§ **EXCERPTED RECORDS**:
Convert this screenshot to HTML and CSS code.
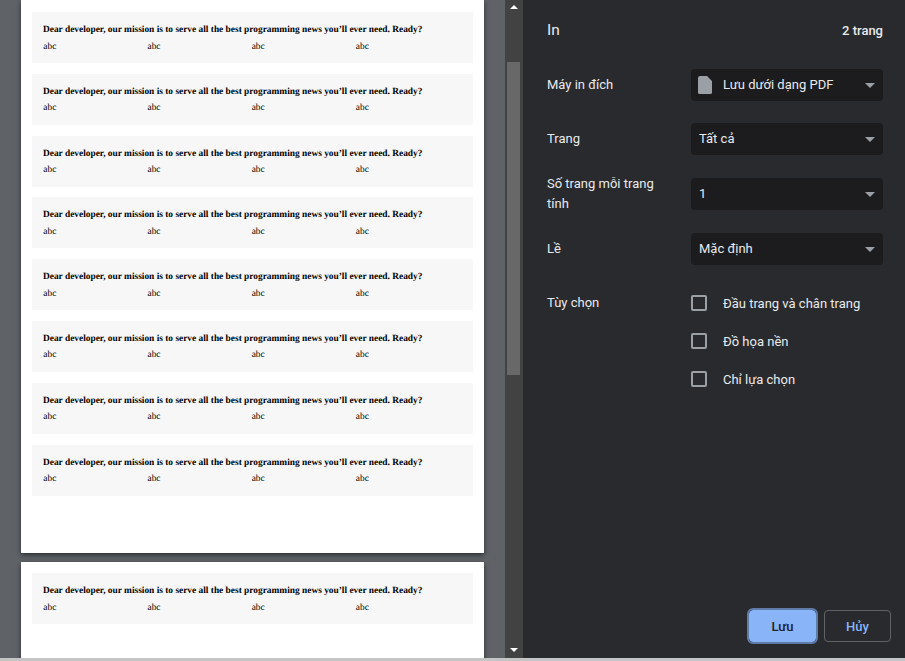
FILE: index.html
```html
<!DOCTYPE html>
<html lang="vi">
<head>
<meta charset="utf-8">
<title>In</title>
<link rel="stylesheet" href="styles.css">
</head>
<body>
<div class="app">
  <main class="preview">
    <section class="page page-first">
      <div class="card"><p class="headline">Dear developer, our mission is to serve all the best programming news you’ll ever need. Ready?</p><div class="cols"><span>abc</span><span>abc</span><span>abc</span><span>abc</span></div></div>
      <div class="card"><p class="headline">Dear developer, our mission is to serve all the best programming news you’ll ever need. Ready?</p><div class="cols"><span>abc</span><span>abc</span><span>abc</span><span>abc</span></div></div>
      <div class="card"><p class="headline">Dear developer, our mission is to serve all the best programming news you’ll ever need. Ready?</p><div class="cols"><span>abc</span><span>abc</span><span>abc</span><span>abc</span></div></div>
      <div class="card"><p class="headline">Dear developer, our mission is to serve all the best programming news you’ll ever need. Ready?</p><div class="cols"><span>abc</span><span>abc</span><span>abc</span><span>abc</span></div></div>
      <div class="card"><p class="headline">Dear developer, our mission is to serve all the best programming news you’ll ever need. Ready?</p><div class="cols"><span>abc</span><span>abc</span><span>abc</span><span>abc</span></div></div>
      <div class="card"><p class="headline">Dear developer, our mission is to serve all the best programming news you’ll ever need. Ready?</p><div class="cols"><span>abc</span><span>abc</span><span>abc</span><span>abc</span></div></div>
      <div class="card"><p class="headline">Dear developer, our mission is to serve all the best programming news you’ll ever need. Ready?</p><div class="cols"><span>abc</span><span>abc</span><span>abc</span><span>abc</span></div></div>
      <div class="card"><p class="headline">Dear developer, our mission is to serve all the best programming news you’ll ever need. Ready?</p><div class="cols"><span>abc</span><span>abc</span><span>abc</span><span>abc</span></div></div>
    </section>
    <section class="page page-second">
      <div class="card"><p class="headline">Dear developer, our mission is to serve all the best programming news you’ll ever need. Ready?</p><div class="cols"><span>abc</span><span>abc</span><span>abc</span><span>abc</span></div></div>
    </section>
  </main>
  <div class="scrollbar">
    <svg class="arrow" width="8" height="4" viewBox="0 0 8 4"><path d="M0 4L4 0L8 4Z" fill="#fff"/></svg>
    <div class="track"><div class="thumb"></div></div>
    <svg class="arrow" width="8" height="4" viewBox="0 0 8 4"><path d="M0 0L4 4L8 0Z" fill="#fff"/></svg>
  </div>
  <aside class="panel">
    <header class="panel-head"><h1 class="title">In</h1><span class="count">2 trang</span></header>
    <div class="settings">
      <div class="row row-dest"><span class="label">Máy in đích</span>
        <div class="select"><svg class="file" width="14" height="18" viewBox="0 0 14 18"><path d="M2 0H9L14 5V16.500A1.500 1.500 0 0 1 12.500 18H1.500A1.500 1.500 0 0 1 0 16.500V2A2 2 0 0 1 2 0Z" fill="#9aa0a6"/></svg><span class="value value-icon">Lưu dưới dạng PDF</span><i class="caret"></i></div></div>
      <div class="row row-pages"><span class="label">Trang</span>
        <div class="select"><span class="value">Tất cả</span><i class="caret"></i></div></div>
      <div class="row row-sheet"><span class="label label-wrap">Số trang mỗi trang tính</span>
        <div class="select"><span class="value">1</span><i class="caret"></i></div></div>
      <div class="row row-margin"><span class="label">Lề</span>
        <div class="select"><span class="value">Mặc định</span><i class="caret"></i></div></div>
      <div class="row row-options"><span class="label label-opt">Tùy chọn</span>
        <div class="checks">
          <label class="check"><i class="box"></i><span>Đầu trang và chân trang</span></label>
          <label class="check"><i class="box"></i><span>Đồ họa nền</span></label>
          <label class="check"><i class="box"></i><span>Chỉ lựa chọn</span></label>
        </div></div>
    </div>
    <footer class="actions"><button class="btn btn-primary">Lưu</button><button class="btn btn-cancel">Hủy</button></footer>
  </aside>
</div>
<div class="edge"></div>
</body>
</html>
```

FILE: styles.css
```css
* { box-sizing: border-box; }
html, body { margin: 0; height: 100%; overflow: hidden; }
body { width: 905px; height: 661px; background: #202124; display: flex; flex-direction: column; font-family: Roboto, "Noto Sans", sans-serif; }
.app { display: flex; height: 658px; }
.edge { height: 3px; background: #c4c4c4; }

.preview { width: 505px; height: 658px; overflow: hidden; background: #5f6368; padding-left: 21px; flex: none; }
.page { width: 463px; background: #fff; padding: 0 11px; box-shadow: 0 2px 5px rgba(0, 0, 0, .55); }
.page-first { height: 553px; padding-top: 12px; }
.page-second { height: 120px; margin-top: 9px; padding-top: 11px; }
.card { height: 51px; margin-bottom: 10.800px; background: #f7f7f7; padding: 12px 11px 0; font-family: "Liberation Serif", "Times New Roman", serif; color: #000; text-rendering: geometricPrecision; }
.headline { margin: 0; font-size: 9.380px; line-height: 12px; font-weight: 700; white-space: nowrap; }
.cols { display: grid; grid-template-columns: repeat(4, 104.200px); margin-top: 4.500px; padding-left: .3px; font-size: 9.380px; line-height: 12px; }

.scrollbar { width: 18px; flex: none; background: #424242; display: flex; flex-direction: column; align-items: center; padding: 5px 0 6px; }
.arrow { flex: none; }
.track { flex: 1; width: 100%; padding: 53px 1px 0 2px; }
.thumb { width: 13px; height: 313px; background: #686868; }

.panel { width: 382px; flex: none; height: 658px; background: #292a2d; color: #e8eaed; padding: 0 22px 0 24px; display: flex; flex-direction: column; font-size: 13px; }
.panel-head { display: flex; justify-content: space-between; align-items: center; height: 60px; }
.title { margin: 0; font-size: 15.500px; font-weight: 400; }
.count { font-size: 13px; font-weight: 500; }
.settings { flex: 1; padding-top: 9px; }
.row { display: flex; align-items: center; justify-content: space-between; }
.row-pages { margin-top: 22px; }
.row-sheet { margin-top: 19px; }
.row-margin { margin-top: 19px; }
.row-options { margin-top: 18px; align-items: flex-start; }
.label { width: 120px; line-height: 20px; }
.label-opt { margin-top: 10px; }
.select { width: 192px; height: 32px; background: #1c1c1e; border-radius: 4px; display: flex; align-items: center; padding: 0 8px; position: relative; }
.file { flex: none; margin: 0 11px 0 -1px; }
.value { flex: 1; padding-bottom: 1px; }
.caret { width: 0; height: 0; border-left: 5px solid transparent; border-right: 5px solid transparent; border-top: 5px solid #9aa0a6; }
.checks { width: 192px; display: flex; flex-direction: column; gap: 22px; padding-top: 12px; }
.check { display: flex; align-items: center; height: 16px; }
.box { width: 16px; height: 16px; border: 2px solid #9aa0a6; border-radius: 2px; margin-right: 16px; flex: none; }
.actions { display: flex; justify-content: flex-end; gap: 8px; padding-bottom: 16px; margin-right: -8px; }
.btn { height: 32px; font-family: inherit; font-size: 13px; font-weight: 500; border-radius: 4px; padding: 0; }
.btn-primary { width: 67px; background: #8ab4f8; color: #202124; border: 1px solid #8ab4f8; outline: 2px solid #5f7ba8; }
.btn-cancel { width: 67px; background: transparent; color: #8ab4f8; border: 1px solid #5f6368; }
```
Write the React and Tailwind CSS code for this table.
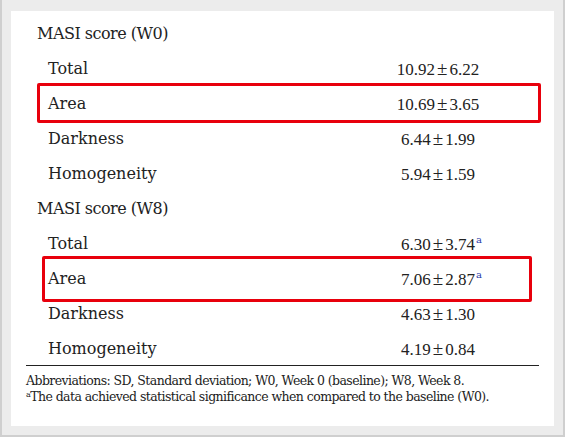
export default function App() {
  const serif = { fontFamily: '"DejaVu Serif", "Liberation Serif", serif' };
  const Sup = () => (
    <span className="absolute left-full top-[1px] ml-[1px] text-[10px] leading-none text-[#2b3aa8]" style={{ fontFamily: '"DejaVu Serif", serif' }}>a</span>
  );
  const Val = ({ v, sup }) => {
    const [a, b] = v.split("±");
    return (
      <span className="relative inline-flex items-baseline text-[17px]" style={{ fontFamily: '"Liberation Serif", serif' }}>
        <span>{a}</span>
        <span className="mx-[2px] text-[19px]">±</span>
        <span>{b}</span>
        {sup && <Sup />}
      </span>
    );
  };
  const Row = ({ label, value, sup, header }) => (
    <div className="flex h-[35px] items-center">
      <div className={header ? "pl-[11px] flex-1 tracking-[-0.5px]" : "pl-[22px] flex-1"}>{label}</div>
      {value && (
        <div className="w-[200px] flex justify-center pr-[2px] mt-[-1px]">
          <Val v={value} sup={sup} />
        </div>
      )}
    </div>
  );
  return (
    <div className="w-[565px] h-[437px] bg-[#ececec] border-x-2 border-b-2 border-[#cfcfcf] pt-[11px] px-[9px]">
      <div className="bg-white h-[415px] pt-[5px] px-[15px] text-[#222]" style={serif}>
        <div className="text-[16px] leading-none">
          <Row header label="MASI score (W0)" />
          <Row label="Total" value="10.92±6.22" />
          <div className="relative">
            <div className="absolute left-[11px] right-[-2px] top-[-3px] bottom-[-2px] border-[3.5px] border-[#e8000c] rounded-[2px]" />
            <Row label="Area" value="10.69±3.65" />
          </div>
          <Row label="Darkness" value="6.44±1.99" />
          <Row label="Homogeneity" value="5.94±1.59" />
          <Row header label="MASI score (W8)" />
          <Row label="Total" value="6.30±3.74" sup />
          <div className="relative">
            <div className="absolute left-[16px] right-[7px] top-[-5px] bottom-[-6px] border-[3.5px] border-[#e8000c] rounded-[2px]" />
            <Row label="Area" value="7.06±2.87" sup />
          </div>
          <Row label="Darkness" value="4.63±1.30" />
          <Row label="Homogeneity" value="4.19±0.84" />
        </div>
        <div className="border-t-[1.5px] border-[#222] mt-[-1px] pt-[7px] text-[12.5px] leading-[16px] tracking-[-0.57px]">
          <div>Abbreviations: SD, Standard deviation; W0, Week 0 (baseline); W8, Week 8.</div>
          <div>
            <sup className="text-[8px]">a</sup>The data achieved statistical significance when compared to the baseline (W0).
          </div>
        </div>
      </div>
    </div>
  );
}
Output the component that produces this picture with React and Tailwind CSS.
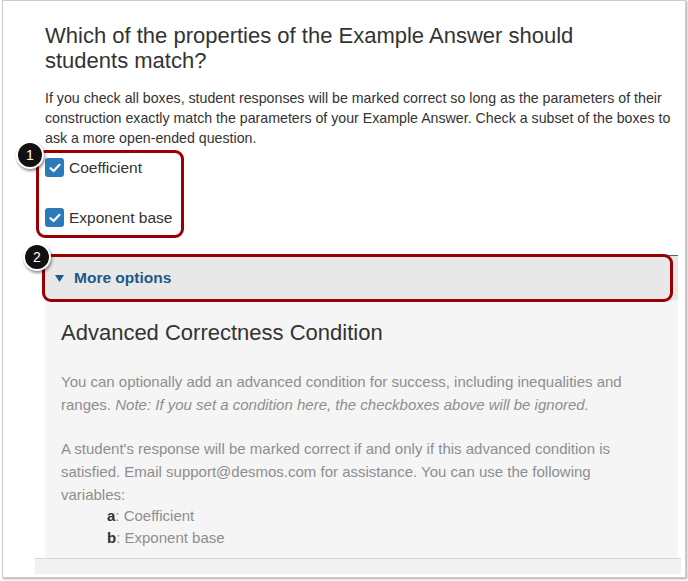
import React from "react";

function CheckBox() {
  return (
    <span className="flex h-[19px] w-[19px] shrink-0 items-center justify-center rounded-[3px] bg-[#2b7bb9]">
      <svg width="12" height="10" viewBox="0 0 12 10">
        <polyline points="1.5,5.2 4.6,8 10.5,1.8" fill="none" stroke="#ffffff" strokeWidth="2.2" strokeLinecap="round" strokeLinejoin="round" />
      </svg>
    </span>
  );
}

function Badge({ n, className }) {
  return (
    <div className={"absolute flex h-[28px] w-[28px] items-center justify-center rounded-full border-2 border-white bg-[#111111] text-[14px] leading-none text-white shadow-[1px_2px_3px_rgba(0,0,0,0.45)] " + className}>
      {n}
    </div>
  );
}

export default function App() {
  return (
    <div className="relative h-[581px] w-[688px] overflow-hidden bg-white font-['Liberation_Sans',Arial,sans-serif]">
      <div className="ml-[2px] flex h-[578px] w-[684px] flex-col border border-[#cccccc] bg-white shadow-[1px_1px_2px_rgba(0,0,0,0.35)]">
        <div className="flex flex-col pl-[42px] pr-[7px] pt-[22px]">
          <h2 className="max-w-[600px] text-[22px] leading-[25px] text-[#333333]">
            Which of the properties of the Example Answer should students match?
          </h2>
          <p className="mt-[15px] w-[632px] text-[14.2px] leading-[20px] text-[#333333]">
            If you check all boxes, student responses will be marked correct so long as the parameters of their construction exactly match the parameters of your Example Answer. Check a subset of the boxes to ask a more open-ended question.
          </p>
          <div className="mt-[10px] flex flex-col gap-[31px]">
            <div className="flex h-[19px] items-center gap-[5px]">
              <CheckBox />
              <span className="text-[15.5px] text-[#333333]">Coefficient</span>
            </div>
            <div className="flex h-[19px] items-center gap-[5px]">
              <CheckBox />
              <span className="text-[15.5px] text-[#333333]">Exponent base</span>
            </div>
          </div>
          <div className="mt-[28px] flex h-[45px] items-center gap-[10px] border-t border-[#2d6a9b] bg-[#e8e8e8] pl-[10px]">
            <svg width="9" height="7" viewBox="0 0 9 7">
              <polygon points="0,0 9,0 4.5,7" fill="#1b5a8a" />
            </svg>
            <span className="text-[15.5px] font-bold text-[#1b5a8a]">More options</span>
          </div>
          <div className="flex flex-col bg-[#f5f5f5] pb-[9px] pl-[16px] pr-[30px] pt-[20px]">
            <h3 className="text-[22px] leading-[26px] text-[#333333]">Advanced Correctness Condition</h3>
            <p className="mt-[24px] text-[15px] leading-[23px] text-[#8e8e8e]">
              You can optionally add an advanced condition for success, including inequalities and ranges. <em>Note: If you set a condition here, the checkboxes above will be ignored.</em>
            </p>
            <p className="mt-[21px] text-[15px] leading-[23px] text-[#8e8e8e]">
              A student's response will be marked correct if and only if this advanced condition is satisfied. Email support@desmos.com for assistance. You can use the following variables:
            </p>
            <ul className="-mt-[1px] pl-[46px] text-[15px] leading-[22px] text-[#8e8e8e]">
              <li><b className="text-[#333333]">a</b>: Coefficient</li>
              <li><b className="text-[#333333]">b</b>: Exponent base</li>
            </ul>
          </div>
        </div>
        <div className="ml-[32px] mr-[4px] h-[16px] border-t border-[#d3d8d8] bg-[#f1f1f1]" />
      </div>

      <div className="absolute left-[36px] top-[150px] h-[88px] w-[148px] rounded-[9px] border-[3px] border-[#9b0000]" />
      <div className="absolute left-[42px] top-[254px] h-[48px] w-[631px] rounded-[9px] border-[3px] border-[#9b0000]" />
      <Badge n="1" className="left-[16px] top-[141px]" />
      <Badge n="2" className="left-[23px] top-[243px]" />
    </div>
  );
}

§ **BRIEF**: Out of the records above, set down only the lines from the one that contains "Output the component" through the one that contains "import React from", unchanged and without the pictures.

§ **TASK OUTPUT**:
Output the component that produces this picture with React and Tailwind CSS.
import React from "react";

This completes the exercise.